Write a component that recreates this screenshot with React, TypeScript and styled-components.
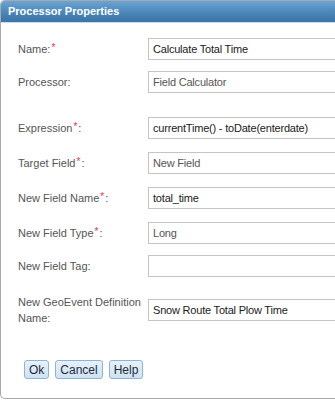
import styled, { createGlobalStyle } from 'styled-components';

const GlobalStyle = createGlobalStyle`
  html, body {
    margin: 0;
    padding: 0;
    background: #ffffff;
  }
`;

type Field = {
  label: string;
  required?: 'before' | 'after';
  value: string;
  muted?: boolean;
  top: number;
};

const fields: Field[] = [
  { label: 'Name', required: 'after', value: 'Calculate Total Time', top: 15 },
  { label: 'Processor', value: 'Field Calculator', muted: true, top: 11 },
  { label: 'Expression', required: 'before', value: 'currentTime() - toDate(enterdate)', top: 24 },
  { label: 'Target Field', required: 'before', value: 'New Field', muted: true, top: 13 },
  { label: 'New Field Name', required: 'before', value: 'total_time', top: 13 },
  { label: 'New Field Type', required: 'before', value: 'Long', muted: true, top: 13 },
  { label: 'New Field Tag', value: '', top: 11 },
  { label: 'New GeoEvent Definition Name', value: 'Snow Route Total Plow Time', top: 17 },
];

const FieldLabel = ({ label, required }: { label: string; required?: 'before' | 'after' }) => {
  if (required === 'before') {
    return (
      <Label>
        {label}
        <Star>*</Star>:
      </Label>
    );
  }
  if (required === 'after') {
    return (
      <Label>
        {`${label}:`}
        <Star>*</Star>
      </Label>
    );
  }
  return <Label>{`${label}:`}</Label>;
};

const App = () => {
  return (
    <>
      <GlobalStyle />
      <Dialog>
        <TitleBar>Processor Properties</TitleBar>
        <Body>
          {fields.map((f) => (
            <Row key={f.label} $top={f.top}>
              <FieldLabel label={f.label} required={f.required} />
              <Input $muted={f.muted}>{f.value}</Input>
            </Row>
          ))}
          <Buttons>
            <Button>Ok</Button>
            <Button>Cancel</Button>
            <Button>Help</Button>
          </Buttons>
        </Body>
      </Dialog>
    </>
  );
};

const Dialog = styled.div`
  width: 335px;
  height: 399px;
  box-sizing: border-box;
  border: 1px solid #a9a9a9;
  border-right: none;
  border-radius: 5px 0 0 5px;
  overflow: hidden;
  background: #ffffff;
  font-family: 'Liberation Sans', Arial, sans-serif;
`;

const TitleBar = styled.div`
  height: 22px;
  box-sizing: border-box;
  padding: 4px 0 0 7px;
  background: linear-gradient(#6aa5d4, #4a86b8 55%, #3b74a5);
  border-bottom: 1px solid #c8def0;
  color: #ffffff;
  font-size: 11px;
  font-weight: bold;
`;

const Body = styled.div`
  display: flex;
  flex-direction: column;
  padding-left: 17px;
`;

const Row = styled.div<{ $top: number }>`
  display: grid;
  grid-template-columns: 130px 1fr;
  align-items: center;
  margin-top: ${(p) => p.$top}px;
  min-height: 22px;
`;

const Label = styled.div`
  color: #555555;
  font-size: 11px;
  line-height: 16px;
  padding-right: 6px;
`;

const Star = styled.span`
  color: #e8333a;
  font-size: 10px;
  position: relative;
  top: -2px;
  margin: 0 1px;
`;

const Input = styled.div<{ $muted?: boolean }>`
  height: 22px;
  box-sizing: border-box;
  border: 1px solid #c4c4c4;
  border-right: none;
  padding: 4px 4px 0;
  color: ${(p) => (p.$muted ? '#555555' : '#1a1a1a')};
  font-size: 11px;
  letter-spacing: -0.2px;
  white-space: nowrap;
  overflow: hidden;
`;

const Buttons = styled.div`
  display: flex;
  gap: 6px;
  margin-top: 34px;
  padding-left: 6px;
`;

const Button = styled.button`
  height: 19px;
  padding: 0 4px;
  border: 1px solid #8fb3d3;
  border-radius: 3px;
  background: linear-gradient(#e6f1fb, #cfe2f3);
  color: #1e2b3a;
  font-family: 'Liberation Sans', Arial, sans-serif;
  font-size: 12px;
  line-height: 16px;
`;

export default App;
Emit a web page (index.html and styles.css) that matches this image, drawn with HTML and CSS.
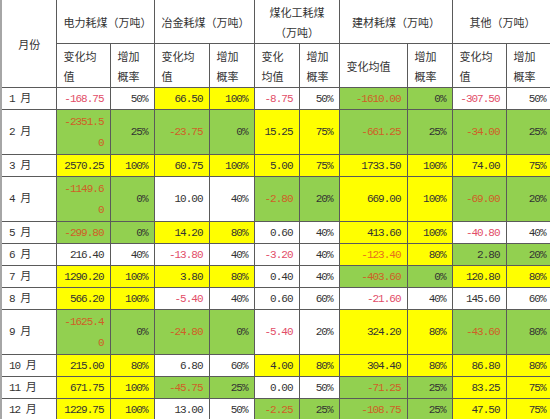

# # # #

> **What is being asked**: Collect each line above holding the string "this".

> **Complete response**:
Write a component that recreates this screenshot with React, TypeScript and styled-components.
Emit a web page (index.html and styles.css) that matches this image, drawn with HTML and CSS.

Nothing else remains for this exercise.